***** Data

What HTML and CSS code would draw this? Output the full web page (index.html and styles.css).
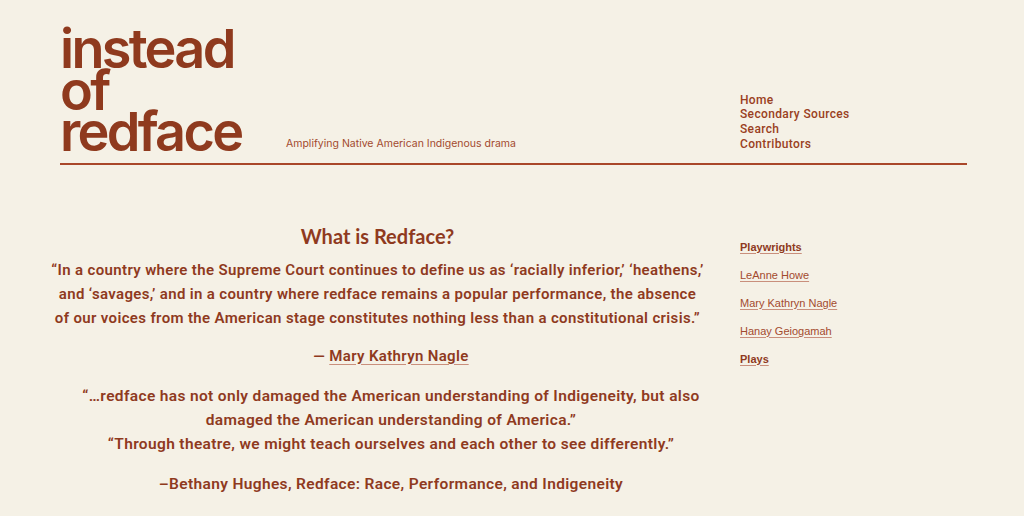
FILE: index.html
```html
<!DOCTYPE html>
<html lang="en">
<head>
<meta charset="utf-8">
<title>instead of redface</title>
<link rel="stylesheet" href="styles.css">
</head>
<body>
<header class="site-header">
  <div class="brand">
    <a class="logo" href="#">instead<br>of<br>redface</a>
    <p class="tagline">Amplifying Native American Indigenous drama</p>
  </div>
  <nav class="main-nav">
    <a href="#">Home</a>
    <a href="#">Secondary Sources</a>
    <a href="#">Search</a>
    <a href="#">Contributors</a>
  </nav>
</header>
<div class="page">
  <main class="content">
    <h1 class="title">What is Redface?</h1>
    <p class="quote">“In a country where the Supreme Court continues to define us as ‘racially inferior,’ ‘heathens,’ and ‘savages,’ and in a country where redface remains a popular performance, the absence of our voices from the American stage constitutes nothing less than a constitutional crisis.”</p>
    <div class="more">
      <p class="attrib">— <a href="#">Mary Kathryn Nagle</a></p>
      <p class="quote quote-last">“…redface has not only damaged the American understanding of Indigeneity, but also damaged the American understanding of America.”<br>“Through theatre, we might teach ourselves and each other to see differently.”</p>
      <p class="attrib attrib-last">–Bethany Hughes, Redface: Race, Performance, and Indigeneity</p>
    </div>
  </main>
  <aside class="sidebar">
    <a class="strong" href="#">Playwrights</a>
    <a href="#">LeAnne Howe</a>
    <a href="#">Mary Kathryn Nagle</a>
    <a href="#">Hanay Geiogamah</a>
    <a class="strong" href="#">Plays</a>
  </aside>
</div>
</body>
</html>
```
FILE: styles.css
```css
* { box-sizing: border-box; }
html, body { margin: 0; padding: 0; }
body {
  background: #f5f1e6;
  color: #8f3a1e;
  font-family: "Inter", "Liberation Sans", sans-serif;
  width: 1024px;
  height: 516px;
  overflow: hidden;
}
a { color: inherit; }

.site-header {
  margin: 0 57px 0 60px;
  padding-top: 20px;
  padding-bottom: 10px;
  border-bottom: 2px solid #a9472a;
  display: flex;
  align-items: flex-end;
}
.brand {
  display: flex;
  align-items: flex-end;
  width: 680px;
}
.logo {
  display: block;
  text-decoration: none;
  font-family: "Inter", sans-serif;
  font-weight: 600;
  font-size: 54px;
  line-height: 41.5px;
  letter-spacing: -2.7px;
  padding-top: 8px;
  width: 226px;
}
.tagline {
  margin: 0 0 3px;
  font-family: "Inter", "Liberation Sans", sans-serif;
  font-size: 10.5px;
  color: #a34a2e;
  letter-spacing: 0;
}
.main-nav {
  display: flex;
  flex-direction: column;
  font-family: "Roboto", sans-serif;
  font-weight: 500;
  font-size: 12px;
  line-height: 14.7px;
  letter-spacing: 0.35px;
  padding-bottom: 1px;
}
.main-nav a { text-decoration: none; color: #9a3f22; }

.page {
  display: flex;
  padding: 0 0 0 50px;
}
.content {
  width: 655px;
  text-align: center;
  padding-top: 59px;
  font-family: "Roboto", sans-serif;
  font-weight: 600;
}
.title {
  font-family: "Lato", sans-serif;
  font-weight: 700;
  font-size: 20px;
  margin: 0 0 10px;
}
.quote {
  font-size: 15px;
  letter-spacing: 0.35px;
  line-height: 24px;
  margin: 0 0 14px;
}
.more { padding-left: 27px; }
.quote-last { margin-bottom: 16px; font-size: 15.5px; }
.attrib {
  font-size: 15px;
  letter-spacing: 0.35px;
  line-height: 24px;
  margin: 0 0 16px;
}
.attrib-last { font-size: 15.5px; }
.attrib a { text-decoration-color: #c98f7c; text-underline-offset: 3px; }

.sidebar {
  margin-left: 35px;
  padding-top: 75px;
  display: flex;
  flex-direction: column;
  align-items: flex-start;
  gap: 14px;
  font-family: "Liberation Sans", sans-serif;
  font-size: 11px;
  line-height: 14px;
}
.sidebar a { color: #a34a2e; text-underline-offset: 2px; text-decoration-color: #c98f7c; }
.sidebar a.strong { font-weight: 700; color: #8f3a1e; }
```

**********

Give every line above again exactly, with no pictures.

What HTML and CSS code would draw this? Output the full web page (index.html and styles.css).
FILE: index.html
```html
<!DOCTYPE html>
<html lang="en">
<head>
<meta charset="utf-8">
<title>instead of redface</title>
<link rel="stylesheet" href="styles.css">
</head>
<body>
<header class="site-header">
  <div class="brand">
    <a class="logo" href="#">instead<br>of<br>redface</a>
    <p class="tagline">Amplifying Native American Indigenous drama</p>
  </div>
  <nav class="main-nav">
    <a href="#">Home</a>
    <a href="#">Secondary Sources</a>
    <a href="#">Search</a>
    <a href="#">Contributors</a>
  </nav>
</header>
<div class="page">
  <main class="content">
    <h1 class="title">What is Redface?</h1>
    <p class="quote">“In a country where the Supreme Court continues to define us as ‘racially inferior,’ ‘heathens,’ and ‘savages,’ and in a country where redface remains a popular performance, the absence of our voices from the American stage constitutes nothing less than a constitutional crisis.”</p>
    <div class="more">
      <p class="attrib">— <a href="#">Mary Kathryn Nagle</a></p>
      <p class="quote quote-last">“…redface has not only damaged the American understanding of Indigeneity, but also damaged the American understanding of America.”<br>“Through theatre, we might teach ourselves and each other to see differently.”</p>
      <p class="attrib attrib-last">–Bethany Hughes, Redface: Race, Performance, and Indigeneity</p>
    </div>
  </main>
  <aside class="sidebar">
    <a class="strong" href="#">Playwrights</a>
    <a href="#">LeAnne Howe</a>
    <a href="#">Mary Kathryn Nagle</a>
    <a href="#">Hanay Geiogamah</a>
    <a class="strong" href="#">Plays</a>
  </aside>
</div>
</body>
</html>
```
FILE: styles.css
```css
* { box-sizing: border-box; }
html, body { margin: 0; padding: 0; }
body {
  background: #f5f1e6;
  color: #8f3a1e;
  font-family: "Inter", "Liberation Sans", sans-serif;
  width: 1024px;
  height: 516px;
  overflow: hidden;
}
a { color: inherit; }

.site-header {
  margin: 0 57px 0 60px;
  padding-top: 20px;
  padding-bottom: 10px;
  border-bottom: 2px solid #a9472a;
  display: flex;
  align-items: flex-end;
}
.brand {
  display: flex;
  align-items: flex-end;
  width: 680px;
}
.logo {
  display: block;
  text-decoration: none;
  font-family: "Inter", sans-serif;
  font-weight: 600;
  font-size: 54px;
  line-height: 41.5px;
  letter-spacing: -2.7px;
  padding-top: 8px;
  width: 226px;
}
.tagline {
  margin: 0 0 3px;
  font-family: "Inter", "Liberation Sans", sans-serif;
  font-size: 10.5px;
  color: #a34a2e;
  letter-spacing: 0;
}
.main-nav {
  display: flex;
  flex-direction: column;
  font-family: "Roboto", sans-serif;
  font-weight: 500;
  font-size: 12px;
  line-height: 14.7px;
  letter-spacing: 0.35px;
  padding-bottom: 1px;
}
.main-nav a { text-decoration: none; color: #9a3f22; }

.page {
  display: flex;
  padding: 0 0 0 50px;
}
.content {
  width: 655px;
  text-align: center;
  padding-top: 59px;
  font-family: "Roboto", sans-serif;
  font-weight: 600;
}
.title {
  font-family: "Lato", sans-serif;
  font-weight: 700;
  font-size: 20px;
  margin: 0 0 10px;
}
.quote {
  font-size: 15px;
  letter-spacing: 0.35px;
  line-height: 24px;
  margin: 0 0 14px;
}
.more { padding-left: 27px; }
.quote-last { margin-bottom: 16px; font-size: 15.5px; }
.attrib {
  font-size: 15px;
  letter-spacing: 0.35px;
  line-height: 24px;
  margin: 0 0 16px;
}
.attrib-last { font-size: 15.5px; }
.attrib a { text-decoration-color: #c98f7c; text-underline-offset: 3px; }

.sidebar {
  margin-left: 35px;
  padding-top: 75px;
  display: flex;
  flex-direction: column;
  align-items: flex-start;
  gap: 14px;
  font-family: "Liberation Sans", sans-serif;
  font-size: 11px;
  line-height: 14px;
}
.sidebar a { color: #a34a2e; text-underline-offset: 2px; text-decoration-color: #c98f7c; }
.sidebar a.strong { font-weight: 700; color: #8f3a1e; }
```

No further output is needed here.